The Department of Information Science and Digital Media supports an SMS service with facilities to send and receive text messages. The service is paid for by the University of the West of England, Bristol and all traffic is logged.

A decoder for UK vehicle license numbers is one of the demonstration services which are supported for mobile-originated (MO) text messages.

The format of the text message is

REG <regno>

e.g.

REG L162 BAY

A text message in this format sent to our SMS mobile number 447624803759 passes through a PHP script which allows multiple SMS services to be supported.
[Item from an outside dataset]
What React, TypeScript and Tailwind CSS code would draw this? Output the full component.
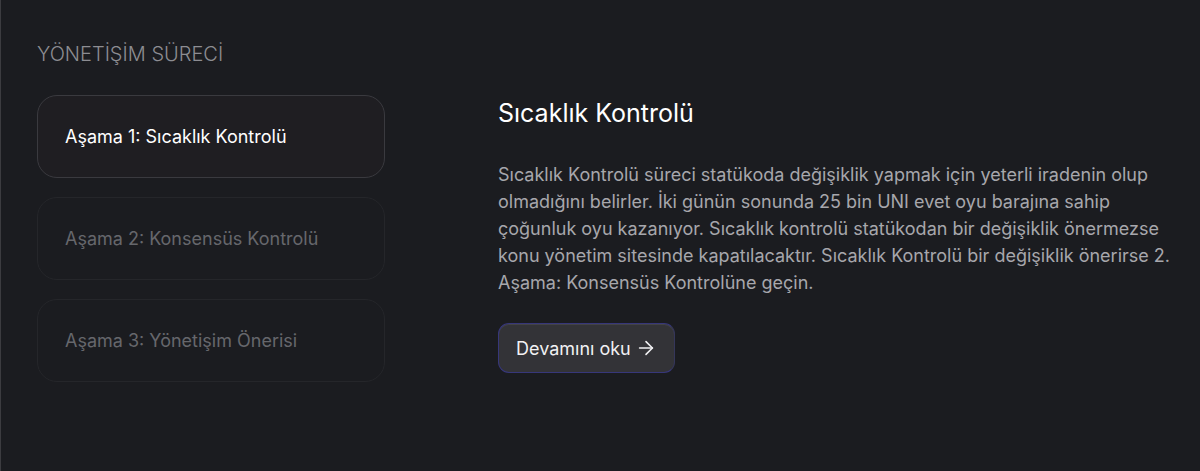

The script uses the first word of the message to identify the associated service endpoint, and then invokes that endpoint via HTTP, passing the prefix as code, the rest of the message as text and the origination mobile number as from.

For the prefix REG, the associated endpoint is an XQuery script:

  http://www.cems.uwe.ac.uk/xmlwiki/regno/smsregno.xq

The smsregno.xq script is essentially the parseregno script above.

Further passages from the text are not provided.